--- START ---
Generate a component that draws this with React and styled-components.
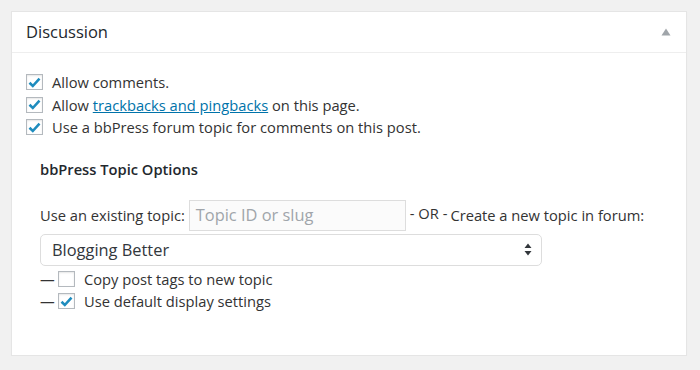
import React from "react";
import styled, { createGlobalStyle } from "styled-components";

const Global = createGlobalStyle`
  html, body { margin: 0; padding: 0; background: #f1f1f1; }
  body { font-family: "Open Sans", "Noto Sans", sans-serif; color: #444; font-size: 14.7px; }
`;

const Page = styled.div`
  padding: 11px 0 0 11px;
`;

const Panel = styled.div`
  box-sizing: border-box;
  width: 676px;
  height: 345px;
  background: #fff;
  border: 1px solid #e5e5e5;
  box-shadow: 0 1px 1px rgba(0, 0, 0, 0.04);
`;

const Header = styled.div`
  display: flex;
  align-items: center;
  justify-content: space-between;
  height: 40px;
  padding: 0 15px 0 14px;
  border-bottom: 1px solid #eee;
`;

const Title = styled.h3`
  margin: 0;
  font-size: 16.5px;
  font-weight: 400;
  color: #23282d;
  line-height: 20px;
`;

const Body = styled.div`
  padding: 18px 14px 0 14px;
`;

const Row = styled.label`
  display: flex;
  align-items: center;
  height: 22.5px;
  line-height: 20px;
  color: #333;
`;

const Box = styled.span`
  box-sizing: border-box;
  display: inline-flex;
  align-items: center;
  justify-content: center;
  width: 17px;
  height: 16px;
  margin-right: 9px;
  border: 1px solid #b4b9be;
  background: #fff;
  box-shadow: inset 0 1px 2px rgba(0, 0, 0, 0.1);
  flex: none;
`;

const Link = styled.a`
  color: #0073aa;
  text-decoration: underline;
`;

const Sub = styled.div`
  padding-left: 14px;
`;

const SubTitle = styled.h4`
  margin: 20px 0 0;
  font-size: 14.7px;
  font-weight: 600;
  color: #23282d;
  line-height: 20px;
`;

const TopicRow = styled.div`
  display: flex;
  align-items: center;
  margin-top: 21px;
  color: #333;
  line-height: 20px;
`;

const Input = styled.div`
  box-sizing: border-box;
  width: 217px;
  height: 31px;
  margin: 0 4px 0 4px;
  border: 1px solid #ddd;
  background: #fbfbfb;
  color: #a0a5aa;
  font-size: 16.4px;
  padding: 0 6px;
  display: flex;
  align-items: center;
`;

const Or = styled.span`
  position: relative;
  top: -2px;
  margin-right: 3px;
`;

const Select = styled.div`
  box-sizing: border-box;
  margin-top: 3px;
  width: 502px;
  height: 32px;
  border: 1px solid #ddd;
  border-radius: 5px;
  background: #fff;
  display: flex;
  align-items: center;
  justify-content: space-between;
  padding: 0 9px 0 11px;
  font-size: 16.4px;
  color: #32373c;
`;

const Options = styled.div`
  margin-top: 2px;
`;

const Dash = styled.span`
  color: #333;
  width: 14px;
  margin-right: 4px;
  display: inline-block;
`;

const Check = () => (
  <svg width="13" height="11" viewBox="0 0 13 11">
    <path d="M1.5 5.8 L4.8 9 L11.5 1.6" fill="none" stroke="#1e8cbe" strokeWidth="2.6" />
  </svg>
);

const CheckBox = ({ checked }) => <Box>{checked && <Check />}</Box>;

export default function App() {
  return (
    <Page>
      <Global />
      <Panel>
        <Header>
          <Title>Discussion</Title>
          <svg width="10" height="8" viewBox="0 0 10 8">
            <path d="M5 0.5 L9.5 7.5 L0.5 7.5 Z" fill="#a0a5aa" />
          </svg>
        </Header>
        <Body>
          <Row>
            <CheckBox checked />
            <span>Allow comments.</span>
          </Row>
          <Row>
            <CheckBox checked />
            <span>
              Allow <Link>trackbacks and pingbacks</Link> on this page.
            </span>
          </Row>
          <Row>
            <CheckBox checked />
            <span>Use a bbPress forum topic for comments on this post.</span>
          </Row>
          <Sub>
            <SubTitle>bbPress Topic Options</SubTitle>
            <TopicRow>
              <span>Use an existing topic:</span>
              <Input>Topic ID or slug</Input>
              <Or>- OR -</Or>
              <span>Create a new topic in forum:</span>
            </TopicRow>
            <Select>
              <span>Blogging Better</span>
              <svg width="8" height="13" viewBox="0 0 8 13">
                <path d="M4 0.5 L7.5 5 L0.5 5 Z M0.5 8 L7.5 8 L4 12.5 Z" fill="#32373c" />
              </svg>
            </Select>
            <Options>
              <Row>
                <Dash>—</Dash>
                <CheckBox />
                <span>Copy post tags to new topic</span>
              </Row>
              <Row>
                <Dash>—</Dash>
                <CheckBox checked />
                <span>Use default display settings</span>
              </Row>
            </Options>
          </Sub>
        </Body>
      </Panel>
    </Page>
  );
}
--- END ---
--- START ---
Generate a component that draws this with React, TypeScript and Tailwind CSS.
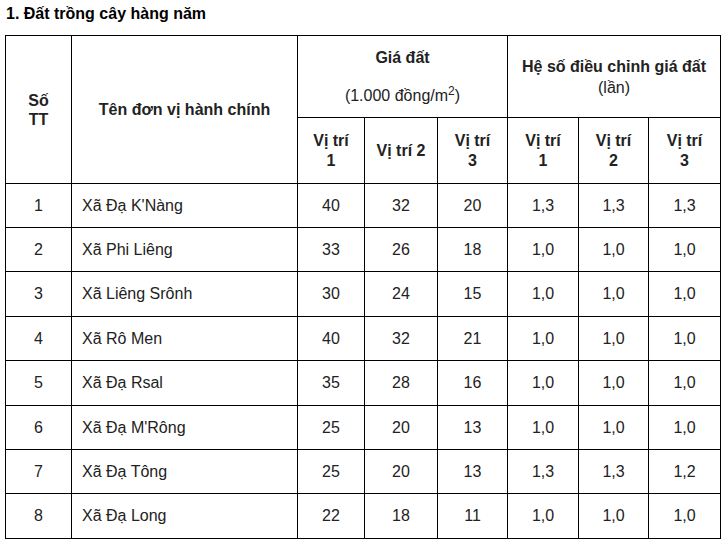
--- END ---
--- START ---
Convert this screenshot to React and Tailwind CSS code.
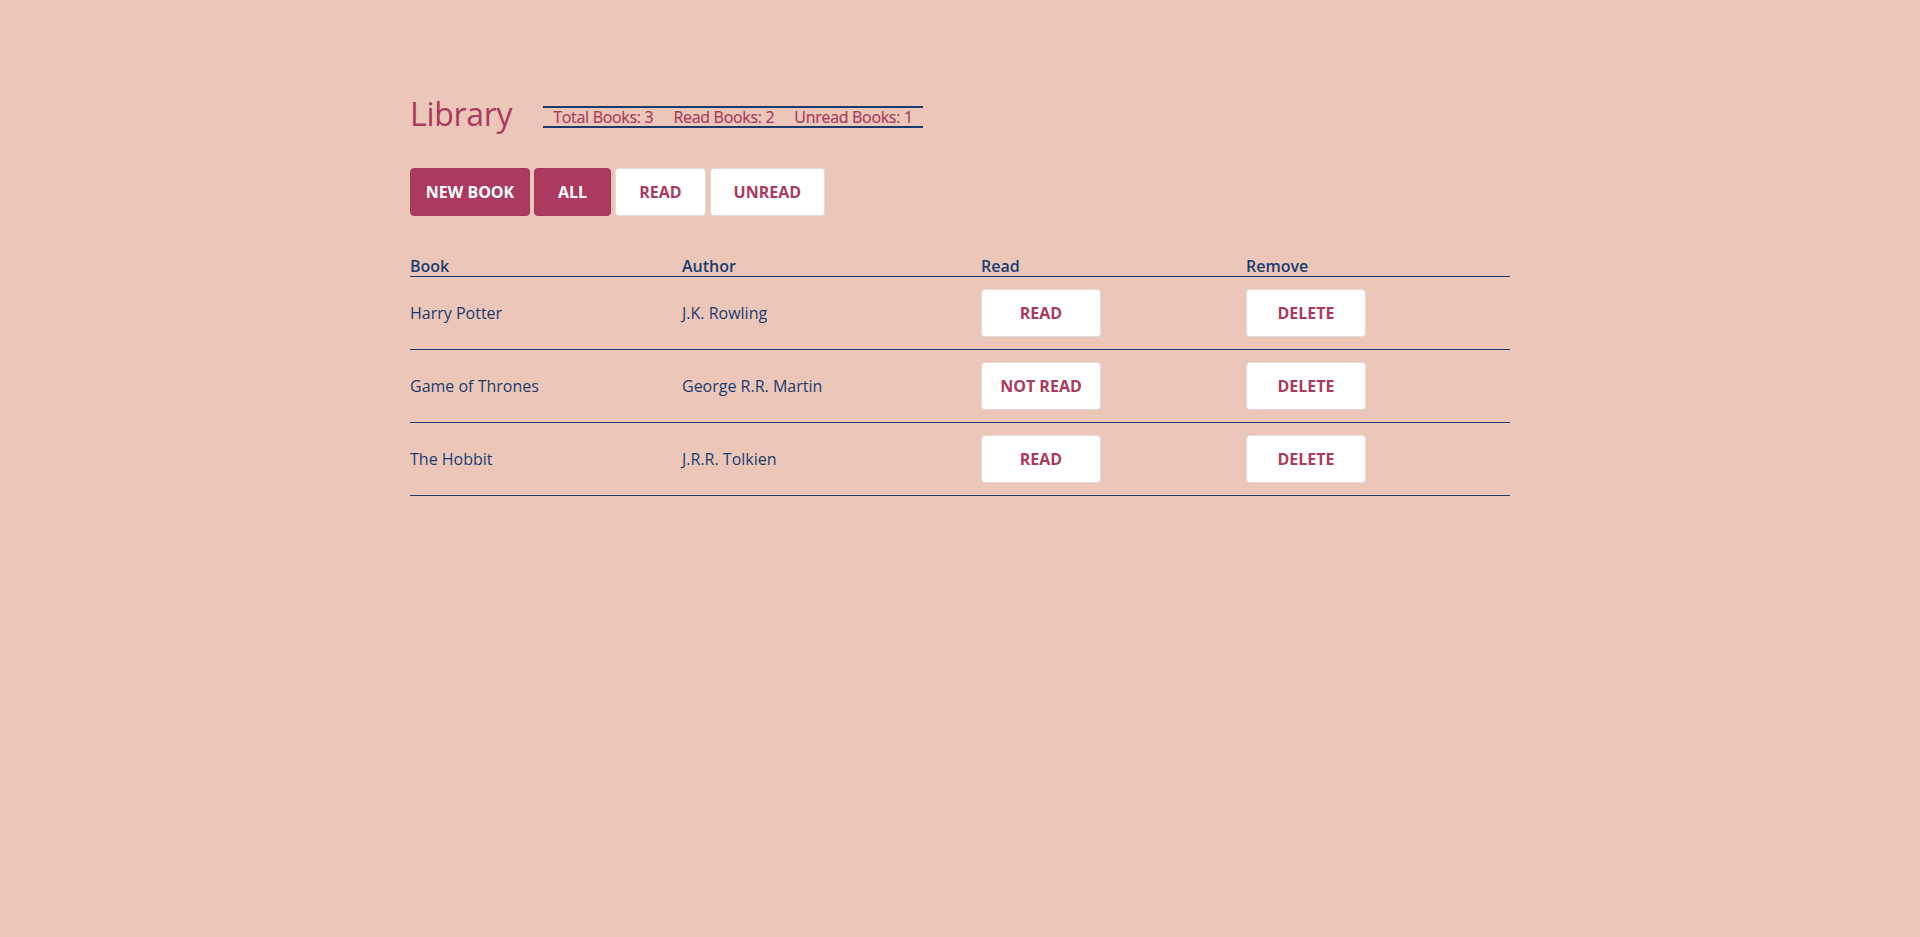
--- END ---
__The request__.
How many lines in the records above contain the word "components"? Reply with the number alone.

__Solution to this task__.
2